Step-by-Step Instructions:
1. Cook the Pasta:
Fill a large pot with salted water and bring it to a boil. Add the rigatoni or your choice of pasta and cook according to the package directions until al dente. Drain the pasta and set it aside.
2. Make the Beef Sauce:
While the pasta is cooking, heat olive oil in a large skillet over medium heat. Add the chopped onion and sauté for 3-4 minutes until softened. Stir in the minced garlic and cook for another minute until fragrant. Add the ground beef, breaking it apart with a wooden spoon. Cook for 6-8 minutes, or until the beef is browned and cooked through. Drain any excess fat if needed.
3. Simmer the Tomato Sauce:
Mix in the tomato paste and cook for 1-2 minutes to deepen the flavor. Add the crushed tomatoes, beef broth, dried oregano, basil, crushed red pepper flakes (if using), salt, and pepper. Stir everything to combine well. Lower the heat and let the sauce simmer gently for 15-20 minutes, stirring occasionally, until it thickens and the flavors come together.
4. Combine and Serve:
Toss the cooked pasta into the beef tomato sauce until every piece is well coated. Serve the pasta hot, garnished with chopped fresh parsley and a generous sprinkle of freshly grated Parmesan cheese. Enjoy!

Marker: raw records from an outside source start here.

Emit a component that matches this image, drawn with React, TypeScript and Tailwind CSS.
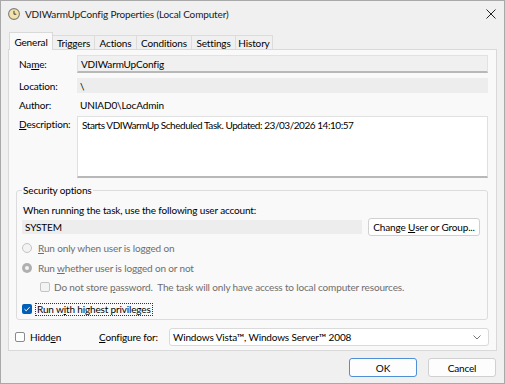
import React from "react";

const font = { fontFamily: 'Lato, "Noto Sans", Arial, sans-serif' };

function ClockIcon() {
  return (
    <svg width="12" height="12" viewBox="0 0 12 12">
      <circle cx="6" cy="6" r="5.4" fill="#f4e3a8" stroke="#7d7d7d" strokeWidth="1.1" />
      <path d="M6 2.8V6.2H8.3" fill="none" stroke="#3c3c3c" strokeWidth="1" />
    </svg>
  );
}

function Tab({ label, w, active }: { label: string; w: number; active?: boolean }) {
  if (active) {
    return (
      <div
        className="relative z-10 flex h-[18px] items-start justify-center border border-b-0 border-[#d9d9d9] bg-[#f9f9f9] pt-[2px] text-[10px] leading-[14px] text-black"
        style={{ width: w }}
      >
        {label}
      </div>
    );
  }
  return (
    <div
      className="flex h-[15px] items-center justify-center border border-b-0 border-l-0 border-[#dcdcdc] bg-[#f0f0f0] text-[10px] leading-[14px] text-black"
      style={{ width: w }}
    >
      {label}
    </div>
  );
}

function Radio({ checked }: { checked?: boolean }) {
  if (checked) {
    return (
      <div className="flex h-[10px] w-[10px] items-center justify-center rounded-full bg-[#b0b0b0]">
        <div className="h-[4px] w-[4px] rounded-full bg-[#f4f4f4]" />
      </div>
    );
  }
  return <div className="h-[10px] w-[10px] rounded-full border border-[#c4c4c4] bg-[#f3f3f3]" />;
}

export default function App() {
  return (
    <div
      className="flex h-[384px] w-[505px] flex-col overflow-hidden border border-[#a9a9a9] bg-[#f0f0f0] text-[10px] tracking-[-0.15px] text-black"
      style={font}
    >
      {/* Title bar */}
      <div className="flex h-[25px] items-center pl-[7px] pr-[7px]">
        <ClockIcon />
        <div className="ml-[5px] text-[10px] leading-[16px] text-[#1a1a1a]">
          VDIWarmUpConfig Properties (Local Computer)
        </div>
        <div className="ml-auto flex h-[12px] w-[12px] items-center justify-center">
          <svg width="10" height="10" viewBox="0 0 10 10">
            <path d="M0.5 0.5L9.5 9.5M9.5 0.5L0.5 9.5" stroke="#222" strokeWidth="1" />
          </svg>
        </div>
      </div>

      {/* Tabs */}
      <div className="ml-[8px] mt-[6px] flex items-end">
        <Tab label="General" w={44} active />
        <Tab label="Triggers" w={42} />
        <Tab label="Actions" w={42} />
        <Tab label="Conditions" w={55} />
        <Tab label="Settings" w={44} />
        <Tab label="History" w={37} />
      </div>

      {/* Panel */}
      <div className="-mt-[1px] ml-[7px] flex h-[302px] w-[489px] flex-col border border-[#d9d9d9] bg-[#f9f9f9]">
        {/* Name */}
        <div className="mt-[5px] flex h-[18px] items-center">
          <div className="w-[68px] pl-[10px] leading-[16px]">
            Na<span className="underline">m</span>e:
          </div>
          <div className="flex h-[18px] w-[411px] items-center border border-b-2 border-[#e2e2e2] border-b-[#b8b8b8] bg-[#f0f0f0] pl-[3px] leading-[16px]">
            VDIWarmUpConfig
          </div>
        </div>
        {/* Location */}
        <div className="mt-[5px] flex h-[15px] items-center">
          <div className="w-[68px] pl-[10px] leading-[16px]">Location:</div>
          <div className="flex h-[15px] w-[411px] items-center bg-[#ededed] pl-[3px] leading-[16px]">\</div>
        </div>
        {/* Author */}
        <div className="mt-[4px] flex h-[16px] items-center">
          <div className="w-[68px] pl-[10px] leading-[16px]">Author:</div>
          <div className="pl-[3px] leading-[16px]">UNIAD0\LocAdmin</div>
        </div>
        {/* Description */}
        <div className="mt-[3px] flex items-start">
          <div className="w-[68px] pl-[10px] leading-[16px]">
            <span className="underline">D</span>escription:
          </div>
          <div className="h-[62px] w-[411px] border border-b-2 border-[#e0e0e0] border-b-[#b8b8b8] bg-white pl-[4px] leading-[16px] tracking-[-0.45px]">
            Starts VDIWarmUp Scheduled Task. Updated: 23/03/2026 14:10:57
          </div>
        </div>

        {/* Security options group */}
        <div className="relative ml-[7px] mt-[12px] flex h-[130px] w-[472px] flex-col rounded-[3px] border border-[#dcdcdc]">
          <div className="absolute -top-[9px] left-[5px] bg-[#f9f9f9] px-[1px] leading-[16px]">Security options</div>
          <div className="mt-[11px] pl-[6px] leading-[16px]">
            When running the task, use the following user account:
          </div>
          <div className="flex h-[18px] items-center pl-[5px]">
            <div className="flex h-[14px] w-[340px] items-center bg-[#ededed] pl-[3px] leading-[16px]">SYSTEM</div>
            <div className="ml-[6px] flex h-[18px] w-[112px] items-center justify-center whitespace-pre rounded-[3px] border border-[#d0d0d0] bg-white leading-[16px]">
              {"Change "}
              <span className="underline">U</span>
              {"ser or Group..."}
            </div>
          </div>
          <div className="mt-[4px] flex h-[16px] items-center pl-[5px] text-[#6e6e6e]">
            <Radio />
            <span className="ml-[6px] leading-[16px]">
              <span className="underline">R</span>un only when user is logged on
            </span>
          </div>
          <div className="mt-[4px] flex h-[16px] items-center pl-[5px] text-[#6e6e6e]">
            <Radio checked />
            <span className="ml-[6px] leading-[16px]">
              Run <span className="underline">w</span>hether user is logged on or not
            </span>
          </div>
          <div className="mt-[3px] flex h-[16px] items-center pl-[23px] text-[#6e6e6e]">
            <div className="h-[10px] w-[10px] rounded-[2px] border border-[#c4c4c4] bg-[#f3f3f3]" />
            <span className="ml-[4px] whitespace-nowrap leading-[16px]">
              Do not store <span className="underline">p</span>assword.&nbsp; The task will only have access to local computer resources.
            </span>
          </div>
          <div className="mt-[6px] flex h-[16px] items-center pl-[5px]">
            <div className="flex h-[10px] w-[10px] items-center justify-center rounded-[2px] bg-[#005fb8]">
              <svg width="8" height="8" viewBox="0 0 8 8">
                <path d="M1.5 4.2L3.2 5.8L6.6 2.2" fill="none" stroke="#fff" strokeWidth="1" />
              </svg>
            </div>
            <span className="ml-[3px] whitespace-nowrap border border-dotted border-[#333] px-[1px] leading-[11px]">
              Run w<span className="underline">i</span>th highest privileges
            </span>
          </div>
        </div>

        {/* Hidden / Configure row */}
        <div className="mt-[8px] flex h-[18px] items-center">
          <div className="ml-[6px] h-[10px] w-[10px] rounded-[2px] border border-[#8a8a8a] bg-white" />
          <span className="ml-[5px] w-[40px] leading-[16px]">
            Hidd<span className="underline">e</span>n
          </span>
          <span className="ml-[29px] whitespace-nowrap leading-[16px]">
            <span className="underline">C</span>onfigure for:
          </span>
          <div className="ml-auto mr-[7px] flex h-[18px] w-[320px] items-center rounded-[3px] border border-[#dadada] bg-white pl-[3px] pr-[7px] leading-[16px]">
            <span>Windows Vista™, Windows Server™ 2008</span>
            <svg className="ml-auto" width="8" height="5" viewBox="0 0 8 5">
              <path d="M0.5 0.5L4 4L7.5 0.5" fill="none" stroke="#777" strokeWidth="1" />
            </svg>
          </div>
        </div>
      </div>

      {/* Buttons */}
      <div className="mt-[7px] flex justify-end gap-[11px] pr-[8px]">
        <div className="flex h-[19px] w-[68px] items-center justify-center rounded-[3px] border border-[#4e8fd6] bg-[#fdfdfd] leading-[16px]">
          OK
        </div>
        <div className="flex h-[19px] w-[68px] items-center justify-center rounded-[3px] border border-[#d0d0d0] bg-[#fdfdfd] leading-[16px]">
          Cancel
        </div>
      </div>
    </div>
  );
}
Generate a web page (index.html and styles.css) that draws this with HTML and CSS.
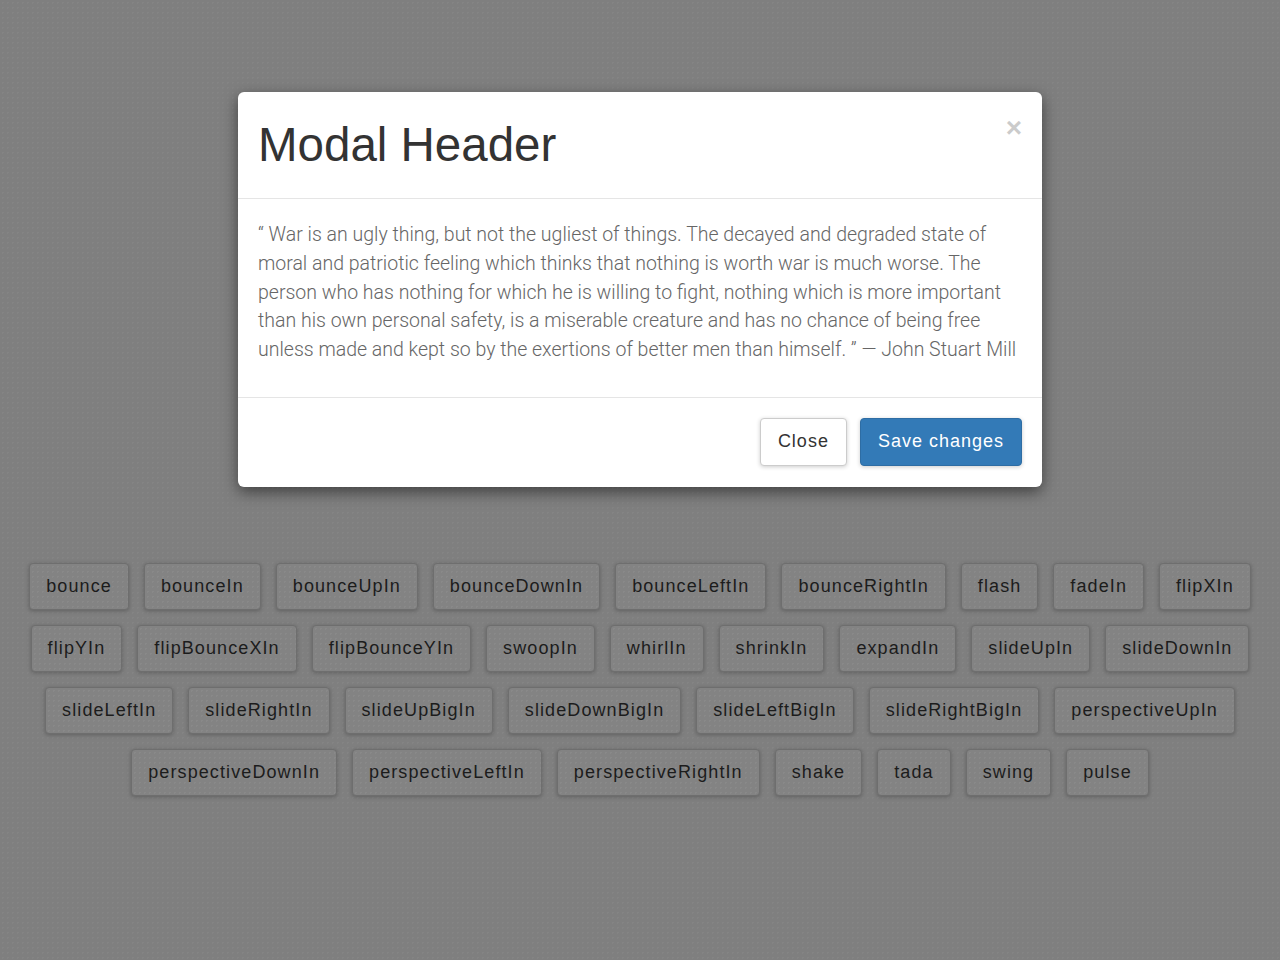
FILE: index.html
```html
<!DOCTYPE html>
<html lang="en">
<head>
    <meta charset="UTF-8">
    <meta name="viewport" content="width=device-width, initial-scale=1.0">
    <title>Modal Animations</title>
    <link rel="stylesheet" href="styles.css">
</head>
<body>

    <div class="modal">
        <div class="modal-header">
            <h1>Modal Header</h1>
            <button class="modal-x">&times;</button>
        </div>
        <div class="modal-body">
            <p>&ldquo; War is an ugly thing, but not the ugliest of things. The decayed and degraded state of moral and patriotic feeling which thinks that nothing is worth war is much worse. The person who has nothing for which he is willing to fight, nothing which is more important than his own personal safety, is a miserable creature and has no chance of being free unless made and kept so by the exertions of better men than himself. &rdquo; &mdash; John Stuart Mill</p>
        </div>
        <div class="modal-footer">
            <button class="btn btn-default">Close</button>
            <button class="btn btn-primary">Save changes</button>
        </div>
    </div>

    <div class="effects">
        <div class="effect-row">
            <button class="effect">bounce</button>
            <button class="effect">bounceIn</button>
            <button class="effect">bounceUpIn</button>
            <button class="effect">bounceDownIn</button>
            <button class="effect">bounceLeftIn</button>
            <button class="effect">bounceRightIn</button>
            <button class="effect">flash</button>
            <button class="effect">fadeIn</button>
            <button class="effect">flipXIn</button>
        </div>
        <div class="effect-row">
            <button class="effect">flipYIn</button>
            <button class="effect">flipBounceXIn</button>
            <button class="effect">flipBounceYIn</button>
            <button class="effect">swoopIn</button>
            <button class="effect">whirlIn</button>
            <button class="effect">shrinkIn</button>
            <button class="effect">expandIn</button>
            <button class="effect">slideUpIn</button>
            <button class="effect">slideDownIn</button>
        </div>
        <div class="effect-row">
            <button class="effect">slideLeftIn</button>
            <button class="effect">slideRightIn</button>
            <button class="effect">slideUpBigIn</button>
            <button class="effect">slideDownBigIn</button>
            <button class="effect">slideLeftBigIn</button>
            <button class="effect">slideRightBigIn</button>
            <button class="effect">perspectiveUpIn</button>
        </div>
        <div class="effect-row">
            <button class="effect">perspectiveDownIn</button>
            <button class="effect">perspectiveLeftIn</button>
            <button class="effect">perspectiveRightIn</button>
            <button class="effect">shake</button>
            <button class="effect">tada</button>
            <button class="effect">swing</button>
            <button class="effect">pulse</button>
        </div>
    </div>

</body>
</html>
```

FILE: styles.css
```css
body {
    margin: 0;
    padding-top: 92px;
    min-height: 868px;
    font-family: "Liberation Sans", Arial, sans-serif;
    background-color: #7f7f7f;
    background-image: radial-gradient(rgba(255, 255, 255, 0.04) 1px, transparent 1px);
    background-size: 5px 5px;
}
.modal {
    width: 804px;
    margin: 0 auto;
    background: white;
    border-radius: 6px;
    box-shadow: 0 5px 15px rgba(0, 0, 0, 0.5);
}
.modal-header {
    display: flex;
    justify-content: space-between;
    align-items: flex-start;
    padding: 20px;
    border-bottom: 1px solid #e5e5e5;
}
.modal-header h1 {
    margin: 0;
    font-size: 47.5px;
    font-weight: normal;
    line-height: 66px;
    color: #333;
}
.modal-x {
    margin: 2px 0 0 0;
    padding: 0;
    border: none;
    background: none;
    font-family: "Liberation Sans", Arial, sans-serif;
    font-size: 28px;
    font-weight: bold;
    line-height: 28px;
    color: #000;
    opacity: 0.2;
}
.modal-body {
    padding: 22px 20px 22px 20px;
}
.modal-body p {
    margin: 0 0 10px 0;
    font-family: Roboto, sans-serif;
    font-weight: 300;
    font-size: 19.5px;
    line-height: 28.8px;
    color: #666;
}
.modal-footer {
    display: flex;
    justify-content: flex-end;
    gap: 13px;
    padding: 20px 20px 21px 20px;
    border-top: 1px solid #e5e5e5;
}
.btn {
    height: 48px;
    padding: 0 17px;
    border: 1px solid transparent;
    border-radius: 4px;
    font-family: "Liberation Sans", Arial, sans-serif;
    font-size: 18px;
    letter-spacing: 1px;
    box-shadow: 0 1px 4px rgba(0, 0, 0, 0.2);
}
.btn-default {
    background: white;
    border-color: #ccc;
    color: #333;
}
.btn-primary {
    background: #337ab7;
    border-color: #2e6da4;
    color: white;
}
.effects {
    margin-top: 76px;
    display: flex;
    flex-direction: column;
    gap: 15px;
}
.effect-row {
    display: flex;
    justify-content: center;
    gap: 15px;
}
.effect {
    height: 47px;
    padding: 0 16px;
    border: 1px solid #6e6e6e;
    border-radius: 4px;
    background-color: #838383;
    background-image: radial-gradient(rgba(255, 255, 255, 0.05) 1px, transparent 1px);
    background-size: 5px 5px;
    box-shadow: 0 1px 4px rgba(0, 0, 0, 0.25);
    font-family: "Liberation Sans", Arial, sans-serif;
    font-size: 18px;
    letter-spacing: 1.1px;
    color: #1c1c1c;
}
```
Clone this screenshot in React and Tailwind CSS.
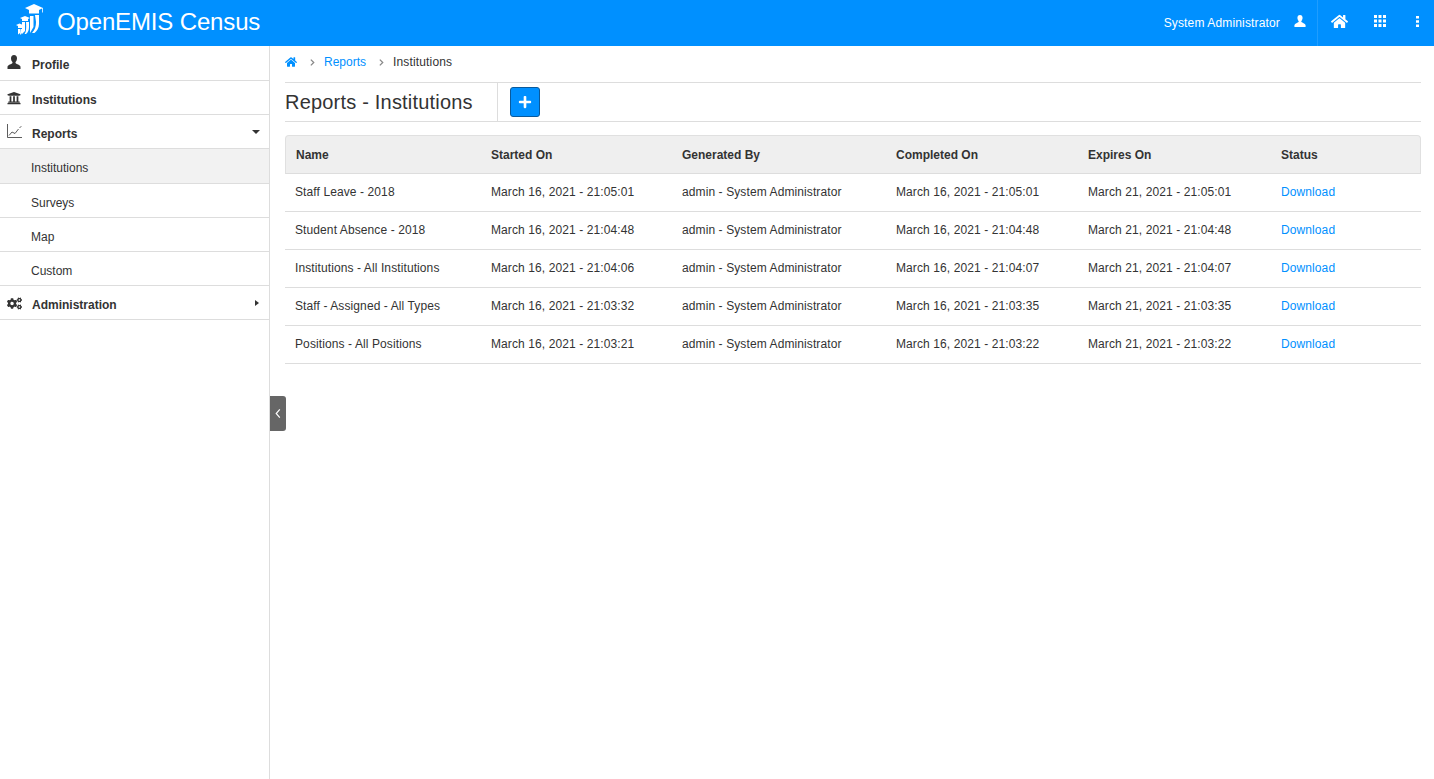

Can I Use Frozen Ground Beef for the Ragu?
Yes, you can, but make sure to fully thaw it before cooking. Thaw frozen ground beef in the refrigerator overnight or in a sealed bag submerged in cold water. This helps it cook evenly and prevents excess moisture in the sauce.
Can I Make This Beef Ragu Pasta Ahead of Time?
Absolutely! The sauce actually tastes better the next day. Prepare the sauce and pasta separately, store them in airtight containers in the fridge for up to 3 days, then reheat gently before combining.
What Pasta Can I Use Besides Rigatoni?
Any tubular pasta like penne, ziti, or even farfalle works well as it holds the sauce nicely. You can also try spaghetti or fettuccine if you prefer long pasta shapes.
How Should I Store Leftovers?
Keep any leftovers in an airtight container in the refrigerator for up to 3 days. Reheat the pasta and sauce together on the stove or in the microwave until warmed through, adding a splash of broth if the sauce has thickened too much.